WOFX-FM
- Cincinnati, Ohio; United States;
- Broadcast area: Greater Cincinnati
- Frequency: 92.5 MHz
- Branding: 92.5 The Fox

Programming
- Format: Classic rock
- Affiliations: Westwood One

Ownership
- Owner: Cumulus Media; (Cumulus Licensing LLC);
- Sister stations: WGRR; WRRM; WNNF; WFTK;

History
- First air date: August 19, 1964
- Former call signs: WZIP-FM (1964–1971); WWEZ (1971–1992); WIMJ (1992–1994); WPPT (1994–1995);
- Call sign meaning: "Fox"

Technical information
- Licensing authority: FCC
- Facility ID: 51725
- Class: B
- ERP: 16,000 watts
- HAAT: 264 meters (866 ft)
- Transmitter coordinates: 39°6′59.2″N 84°30′6.8″W﻿ / ﻿39.116444°N 84.501889°W

Links
- Public license information: Public file; LMS;
- Webcast: Listen live
- Website: foxcincinnati.com

= WOFX-FM =

WOFX-FM (92.5 MHz) is a commercial radio station in Cincinnati, Ohio. It broadcasts a classic rock radio format and is owned by Cumulus Media. It is the Cincinnati affiliate for the Bob and Tom morning radio show. The studios are on Montgomery Road in Norwood, Ohio, using a Cincinnati address.

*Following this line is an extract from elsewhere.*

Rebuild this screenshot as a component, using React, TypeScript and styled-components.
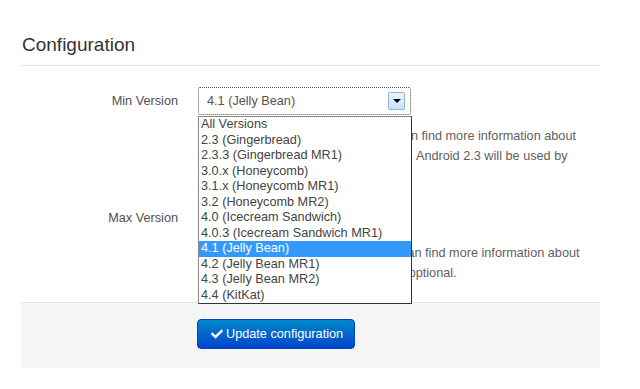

WOFX-FM has an effective radiated power (ERP) of 16,000 watts. The transmitter site is on Highland Avenue at Interstate 71, northeast of Downtown Cincinnati, co-located with the tower used for WKRC-TV.

==History==
===Jazz, beautiful music and AC===
On August 19, 1964, the station signed on as WZIP-FM. The format was jazz, and carried hourly reports from CBS Radio News. The format changed to country music in 1966. In 1971, the station was sold to Woody Sudbrink, and its call sign changed to WWEZ, with the format flipping to beautiful music. WWEZ played quarter hour sweeps of instrumental cover versions of pop songs, along with Broadway and Hollywood show tunes. The station became popular for workplace and office listening.

Over time, to reach a younger audience, WWEZ added more soft vocals and decreased the instrumentals. While the ratings were good, the audience continued to age past the demographic sought by advertisers. In the summer of 1990, WWEZ made the transition from easy listening to soft adult contemporary. On January 1, 1992, WWEZ rebranded as "Majic 92", and changed call letters to WIMJ on February 2.

===Classic rock "The Fox"===
WOFX-FM, "The Fox" began broadcasting on 94.9 FM on July 22, 1988, replacing soft AC station WLLT. The Fox was a rival to the radio station on 92.5, WIMJ. On April 7, 1994, WIMJ switched to a rock-leaning 1970s hits format dubbed "The Point," with the call sign of WPPT.

In 1994, Jacor Communications (later acquired by Clear Channel Communications), purchased WPPT from Pathfinder Communications. Jacor later purchased the intellectual property and call sign of WOFX, moving "The Fox" to the 92.5 dial position at noon on September 13, 1995. On August 1, 2008, Clear Channel put the station, along with sister station WNNF, up for sale. Clear Channel needed to spin the stations off to settle regulatory issues involved in the company's sale to private equity firms.

On January 3, 2009, Cumulus Media was chosen as a buyer and was willing to swap five of its radio stations in Wisconsin to make the transaction complete. Cumulus continued the classic rock format and Fox moniker. WOFX-FM was the FM flagship station of the Cincinnati Bengals through the 2008 preseason. WEBN is the current FM flagship station for the Cincinnati Bengals Radio Network.